There's an excellent interview with the United Nations special rapporteur on torture here:
http://www.opendemocracy.net/conflict-terrorism/nowak_4249.jsp A highlight or two:
"The Bush administration has done quite a lot to undermine the absolute prohibition of torture, for instance by interpreting torture in a very restrictive manner and claiming they are not really torturing. To them, torture is only really something after which you suffer long-term mental disorder or organ failure. Everything else is called "humanely-degrading treatment" which needs to be balanced against the threat of terrorism - it's a trade-off between security and human rights."
"...the prohibition of torture is an "absolute right", which means that there is no proportionality to be applied. A little bit of torture doesn't make us safer, it's the opposite. As soon as you undermine the prohibition of torture, and you start in the "ticking bomb scenario" to apply torture, it very quickly spreads and creates new terrorism. We now have more terrorists since we are fighting terrorism by violating our own standards and the international rule of law."

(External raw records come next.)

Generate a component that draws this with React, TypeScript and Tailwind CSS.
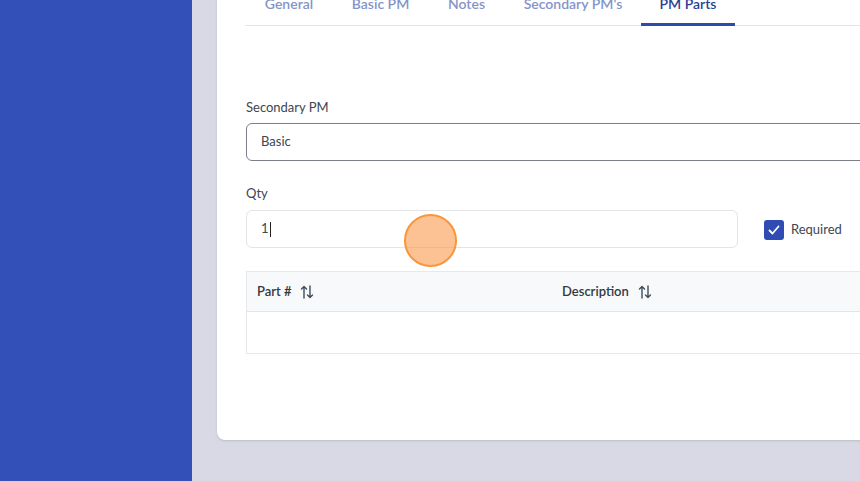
import React from 'react';

const tabs = [
  { label: 'General', w: 'w-[88px]' },
  { label: 'Basic PM', w: 'w-[95px]' },
  { label: 'Notes', w: 'w-[77px]' },
  { label: "Secondary PM's", w: 'w-[136px]' },
  { label: 'PM Parts', w: 'w-[94px]', active: true },
];

function SortIcon() {
  return (
    <svg width="14" height="14" viewBox="0 0 14 14" fill="none" stroke="#3f4d5a" strokeWidth="1.4" strokeLinecap="round" strokeLinejoin="round">
      {/* flecha arriba */}
      <path d="M4 13V1.5M1.5 4L4 1.5L6.5 4" />
      {/* flecha abajo */}
      <path d="M10 1V12.5M7.5 10L10 12.5L12.5 10" />
    </svg>
  );
}

export default function App() {
  return (
    <div className="flex h-[481px] w-[860px] overflow-hidden font-['Lato','Noto_Sans',sans-serif] text-[#3d4651]">
      {/* Sidebar */}
      <div className="w-[192px] shrink-0 bg-[#3350b9]" />

      {/* Contenido */}
      <div className="flex-1 bg-[#d8d9e5] pl-[25px] overflow-hidden">
        <div className="relative -mt-[20px] w-[700px] bg-white rounded-bl-lg shadow-sm pl-[28px] pb-[86px]">
          {/* Tabs */}
          <div className="flex border-b border-[#e3e5e9]">
            {tabs.map((t) => (
              <div
                key={t.label}
                className={`${t.w} h-[46px] pt-[14px] -mb-px text-center text-[14px] leading-5 font-semibold border-b-[3px] ${
                  t.active ? 'border-[#2f4aa8] text-[#2a3f94]' : 'border-transparent text-[#8494c9]'
                }`}
              >
                {t.label}
              </div>
            ))}
          </div>

          {/* Formulario */}
          <div className="pl-px">
            <label className="block mt-[71px] mb-[6px] text-[13px] leading-5 text-[#3d4651]">Secondary PM</label>
            <div className="h-[38px] w-[700px] rounded-md border border-[#7b8088] flex items-center pl-[14px] text-[13px]">
              Basic
            </div>

            <label className="block mt-[22px] mb-[7px] text-[13px] leading-5 text-[#3d4651]">Qty</label>
            <div className="flex items-center">
              <div className="relative h-[38px] w-[492px] rounded-md border border-[#e2e4e8] flex items-center pl-[14px] text-[13px]">
                1<span className="ml-px inline-block h-[15px] w-px bg-[#222]" />
                {/* indicador de clic */}
                <div className="absolute left-[157px] top-[3px] h-[53px] w-[53px] rounded-full border-2 border-[#f7963c] bg-[#fc9a4c]/60" />
              </div>
              <div className="ml-[26px] mt-[2px] flex items-center gap-[7px]">
                <div className="h-[20px] w-[20px] rounded-[3px] bg-[#2e4cb3] flex items-center justify-center">
                  <svg width="14" height="14" viewBox="0 0 14 14" fill="none" stroke="white" strokeWidth="1.8" strokeLinecap="round" strokeLinejoin="round">
                    <path d="M2.5 7.5L5.5 10.5L11.5 3.5" />
                  </svg>
                </div>
                <span className="text-[13px] text-[#3d4651]">Required</span>
              </div>
            </div>

            {/* Tabla */}
            <div className="mt-[23px] w-[700px] border border-[#e6e8eb]">
              <div className="flex h-[40px] items-center bg-[#f8f9fa] border-b border-[#e3e5e8] text-[13px] font-semibold text-[#343a40]">
                <div className="w-[305px] pl-[10px] flex items-center gap-[8px]">
                  Part # <SortIcon />
                </div>
                <div className="pl-[10px] flex items-center gap-[9px]">
                  Description <SortIcon />
                </div>
              </div>
              <div className="h-[41px]" />
            </div>
          </div>
        </div>
      </div>
    </div>
  );
}
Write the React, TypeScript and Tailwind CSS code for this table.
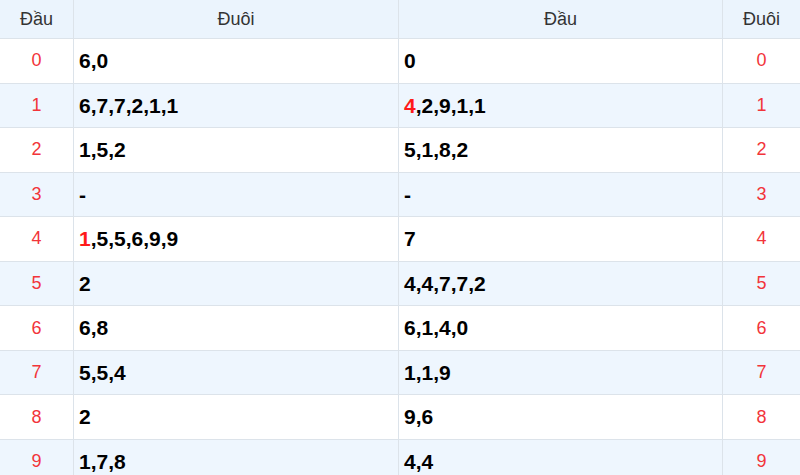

"Terrorists want to force us to give up our own universal values of pluralist democracy, human rights and the rule of law. They have achieved this to a certain extent by destabilizing our value system and our pluralist democracies. If we had stuck to our values within the international framework of human rights, there would be fewer terrorists who are convinced that their actions will be successful."
"It took some time to wake up to a situation in which our fundamental values were put into question. The US mid-term elections show that civil society in the US feels that the unilateral arrogance of the Bush administration has seriously damaged the reputation of the US everywhere in the world."